Task details. Your task is to repeat the lines below exactly, excluding any pictures they contain.
::::::
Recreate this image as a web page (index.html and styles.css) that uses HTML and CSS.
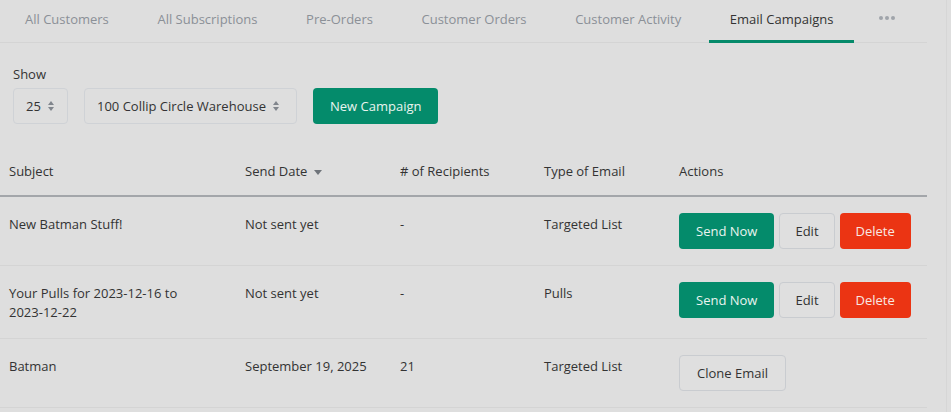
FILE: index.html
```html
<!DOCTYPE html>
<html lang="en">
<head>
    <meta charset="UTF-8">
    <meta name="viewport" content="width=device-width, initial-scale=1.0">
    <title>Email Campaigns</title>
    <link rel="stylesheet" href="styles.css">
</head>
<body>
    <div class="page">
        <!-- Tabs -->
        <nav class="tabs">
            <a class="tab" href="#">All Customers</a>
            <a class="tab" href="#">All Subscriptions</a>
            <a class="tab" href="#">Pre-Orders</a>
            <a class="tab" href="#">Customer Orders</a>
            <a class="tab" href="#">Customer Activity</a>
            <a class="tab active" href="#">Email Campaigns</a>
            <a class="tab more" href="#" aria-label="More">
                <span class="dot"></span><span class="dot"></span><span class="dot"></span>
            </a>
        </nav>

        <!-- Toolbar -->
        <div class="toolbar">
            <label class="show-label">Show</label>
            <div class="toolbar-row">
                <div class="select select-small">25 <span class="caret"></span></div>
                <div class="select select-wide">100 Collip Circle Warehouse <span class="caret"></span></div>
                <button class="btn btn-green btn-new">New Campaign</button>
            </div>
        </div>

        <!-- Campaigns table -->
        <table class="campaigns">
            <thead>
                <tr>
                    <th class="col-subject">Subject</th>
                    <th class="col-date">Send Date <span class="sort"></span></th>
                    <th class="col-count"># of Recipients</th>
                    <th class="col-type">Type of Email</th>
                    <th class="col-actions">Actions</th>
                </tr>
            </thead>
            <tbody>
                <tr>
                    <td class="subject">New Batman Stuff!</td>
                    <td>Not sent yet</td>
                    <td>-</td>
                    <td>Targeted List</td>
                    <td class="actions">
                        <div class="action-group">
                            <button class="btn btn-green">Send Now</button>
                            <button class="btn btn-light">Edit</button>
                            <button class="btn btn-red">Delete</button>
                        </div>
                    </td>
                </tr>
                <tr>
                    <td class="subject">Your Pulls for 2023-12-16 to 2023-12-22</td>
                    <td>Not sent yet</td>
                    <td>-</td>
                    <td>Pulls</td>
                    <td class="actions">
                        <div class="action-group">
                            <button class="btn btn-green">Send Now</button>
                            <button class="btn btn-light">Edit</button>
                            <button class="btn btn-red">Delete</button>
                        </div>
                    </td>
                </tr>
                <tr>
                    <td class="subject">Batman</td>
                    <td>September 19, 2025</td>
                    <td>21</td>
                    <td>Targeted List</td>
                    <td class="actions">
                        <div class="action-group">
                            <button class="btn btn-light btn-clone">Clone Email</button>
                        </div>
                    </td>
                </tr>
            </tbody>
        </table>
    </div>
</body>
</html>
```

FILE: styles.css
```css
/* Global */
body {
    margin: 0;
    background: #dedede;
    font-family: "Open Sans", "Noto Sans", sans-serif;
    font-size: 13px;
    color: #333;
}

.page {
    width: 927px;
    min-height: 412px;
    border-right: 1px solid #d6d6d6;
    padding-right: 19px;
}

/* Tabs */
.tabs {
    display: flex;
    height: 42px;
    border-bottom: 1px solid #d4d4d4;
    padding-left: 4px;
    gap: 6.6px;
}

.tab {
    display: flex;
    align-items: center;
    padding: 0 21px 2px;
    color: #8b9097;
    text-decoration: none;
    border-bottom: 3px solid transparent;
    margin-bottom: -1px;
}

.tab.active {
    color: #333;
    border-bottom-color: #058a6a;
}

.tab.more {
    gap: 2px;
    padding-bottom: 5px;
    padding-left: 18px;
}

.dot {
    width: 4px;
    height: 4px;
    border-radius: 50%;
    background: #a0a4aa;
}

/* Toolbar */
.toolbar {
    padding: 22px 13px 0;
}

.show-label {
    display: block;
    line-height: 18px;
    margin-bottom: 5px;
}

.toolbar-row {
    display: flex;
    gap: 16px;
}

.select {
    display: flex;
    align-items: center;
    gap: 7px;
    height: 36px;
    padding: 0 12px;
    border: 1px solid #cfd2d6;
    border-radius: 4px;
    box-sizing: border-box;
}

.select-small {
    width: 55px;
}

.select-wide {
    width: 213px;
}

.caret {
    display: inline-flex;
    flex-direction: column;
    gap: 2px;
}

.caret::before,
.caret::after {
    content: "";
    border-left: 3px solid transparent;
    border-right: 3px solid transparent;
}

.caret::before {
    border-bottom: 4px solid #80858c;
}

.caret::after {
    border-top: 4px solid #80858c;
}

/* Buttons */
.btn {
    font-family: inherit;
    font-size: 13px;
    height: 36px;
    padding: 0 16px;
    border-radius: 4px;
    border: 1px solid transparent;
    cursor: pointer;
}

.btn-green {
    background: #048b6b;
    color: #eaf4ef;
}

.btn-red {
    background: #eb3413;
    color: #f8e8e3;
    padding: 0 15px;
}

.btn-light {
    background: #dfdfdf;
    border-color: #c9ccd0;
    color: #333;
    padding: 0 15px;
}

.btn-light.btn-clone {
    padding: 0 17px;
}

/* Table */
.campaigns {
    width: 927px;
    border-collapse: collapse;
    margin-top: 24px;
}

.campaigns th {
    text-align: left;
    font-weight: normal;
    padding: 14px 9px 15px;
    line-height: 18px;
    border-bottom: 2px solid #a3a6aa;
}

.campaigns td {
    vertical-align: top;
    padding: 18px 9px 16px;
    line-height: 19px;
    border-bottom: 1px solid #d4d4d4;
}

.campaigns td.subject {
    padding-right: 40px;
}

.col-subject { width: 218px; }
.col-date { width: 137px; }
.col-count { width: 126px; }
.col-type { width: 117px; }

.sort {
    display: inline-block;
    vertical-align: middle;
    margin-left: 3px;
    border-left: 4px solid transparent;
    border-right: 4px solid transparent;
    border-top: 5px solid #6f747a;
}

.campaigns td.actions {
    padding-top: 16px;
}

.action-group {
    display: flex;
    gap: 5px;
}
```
::::::
Task answer.
Recreate this image as a web page (index.html and styles.css) that uses HTML and CSS.
FILE: index.html
```html
<!DOCTYPE html>
<html lang="en">
<head>
    <meta charset="UTF-8">
    <meta name="viewport" content="width=device-width, initial-scale=1.0">
    <title>Email Campaigns</title>
    <link rel="stylesheet" href="styles.css">
</head>
<body>
    <div class="page">
        <!-- Tabs -->
        <nav class="tabs">
            <a class="tab" href="#">All Customers</a>
            <a class="tab" href="#">All Subscriptions</a>
            <a class="tab" href="#">Pre-Orders</a>
            <a class="tab" href="#">Customer Orders</a>
            <a class="tab" href="#">Customer Activity</a>
            <a class="tab active" href="#">Email Campaigns</a>
            <a class="tab more" href="#" aria-label="More">
                <span class="dot"></span><span class="dot"></span><span class="dot"></span>
            </a>
        </nav>

        <!-- Toolbar -->
        <div class="toolbar">
            <label class="show-label">Show</label>
            <div class="toolbar-row">
                <div class="select select-small">25 <span class="caret"></span></div>
                <div class="select select-wide">100 Collip Circle Warehouse <span class="caret"></span></div>
                <button class="btn btn-green btn-new">New Campaign</button>
            </div>
        </div>

        <!-- Campaigns table -->
        <table class="campaigns">
            <thead>
                <tr>
                    <th class="col-subject">Subject</th>
                    <th class="col-date">Send Date <span class="sort"></span></th>
                    <th class="col-count"># of Recipients</th>
                    <th class="col-type">Type of Email</th>
                    <th class="col-actions">Actions</th>
                </tr>
            </thead>
            <tbody>
                <tr>
                    <td class="subject">New Batman Stuff!</td>
                    <td>Not sent yet</td>
                    <td>-</td>
                    <td>Targeted List</td>
                    <td class="actions">
                        <div class="action-group">
                            <button class="btn btn-green">Send Now</button>
                            <button class="btn btn-light">Edit</button>
                            <button class="btn btn-red">Delete</button>
                        </div>
                    </td>
                </tr>
                <tr>
                    <td class="subject">Your Pulls for 2023-12-16 to 2023-12-22</td>
                    <td>Not sent yet</td>
                    <td>-</td>
                    <td>Pulls</td>
                    <td class="actions">
                        <div class="action-group">
                            <button class="btn btn-green">Send Now</button>
                            <button class="btn btn-light">Edit</button>
                            <button class="btn btn-red">Delete</button>
                        </div>
                    </td>
                </tr>
                <tr>
                    <td class="subject">Batman</td>
                    <td>September 19, 2025</td>
                    <td>21</td>
                    <td>Targeted List</td>
                    <td class="actions">
                        <div class="action-group">
                            <button class="btn btn-light btn-clone">Clone Email</button>
                        </div>
                    </td>
                </tr>
            </tbody>
        </table>
    </div>
</body>
</html>
```

FILE: styles.css
```css
/* Global */
body {
    margin: 0;
    background: #dedede;
    font-family: "Open Sans", "Noto Sans", sans-serif;
    font-size: 13px;
    color: #333;
}

.page {
    width: 927px;
    min-height: 412px;
    border-right: 1px solid #d6d6d6;
    padding-right: 19px;
}

/* Tabs */
.tabs {
    display: flex;
    height: 42px;
    border-bottom: 1px solid #d4d4d4;
    padding-left: 4px;
    gap: 6.6px;
}

.tab {
    display: flex;
    align-items: center;
    padding: 0 21px 2px;
    color: #8b9097;
    text-decoration: none;
    border-bottom: 3px solid transparent;
    margin-bottom: -1px;
}

.tab.active {
    color: #333;
    border-bottom-color: #058a6a;
}

.tab.more {
    gap: 2px;
    padding-bottom: 5px;
    padding-left: 18px;
}

.dot {
    width: 4px;
    height: 4px;
    border-radius: 50%;
    background: #a0a4aa;
}

/* Toolbar */
.toolbar {
    padding: 22px 13px 0;
}

.show-label {
    display: block;
    line-height: 18px;
    margin-bottom: 5px;
}

.toolbar-row {
    display: flex;
    gap: 16px;
}

.select {
    display: flex;
    align-items: center;
    gap: 7px;
    height: 36px;
    padding: 0 12px;
    border: 1px solid #cfd2d6;
    border-radius: 4px;
    box-sizing: border-box;
}

.select-small {
    width: 55px;
}

.select-wide {
    width: 213px;
}

.caret {
    display: inline-flex;
    flex-direction: column;
    gap: 2px;
}

.caret::before,
.caret::after {
    content: "";
    border-left: 3px solid transparent;
    border-right: 3px solid transparent;
}

.caret::before {
    border-bottom: 4px solid #80858c;
}

.caret::after {
    border-top: 4px solid #80858c;
}

/* Buttons */
.btn {
    font-family: inherit;
    font-size: 13px;
    height: 36px;
    padding: 0 16px;
    border-radius: 4px;
    border: 1px solid transparent;
    cursor: pointer;
}

.btn-green {
    background: #048b6b;
    color: #eaf4ef;
}

.btn-red {
    background: #eb3413;
    color: #f8e8e3;
    padding: 0 15px;
}

.btn-light {
    background: #dfdfdf;
    border-color: #c9ccd0;
    color: #333;
    padding: 0 15px;
}

.btn-light.btn-clone {
    padding: 0 17px;
}

/* Table */
.campaigns {
    width: 927px;
    border-collapse: collapse;
    margin-top: 24px;
}

.campaigns th {
    text-align: left;
    font-weight: normal;
    padding: 14px 9px 15px;
    line-height: 18px;
    border-bottom: 2px solid #a3a6aa;
}

.campaigns td {
    vertical-align: top;
    padding: 18px 9px 16px;
    line-height: 19px;
    border-bottom: 1px solid #d4d4d4;
}

.campaigns td.subject {
    padding-right: 40px;
}

.col-subject { width: 218px; }
.col-date { width: 137px; }
.col-count { width: 126px; }
.col-type { width: 117px; }

.sort {
    display: inline-block;
    vertical-align: middle;
    margin-left: 3px;
    border-left: 4px solid transparent;
    border-right: 4px solid transparent;
    border-top: 5px solid #6f747a;
}

.campaigns td.actions {
    padding-top: 16px;
}

.action-group {
    display: flex;
    gap: 5px;
}
```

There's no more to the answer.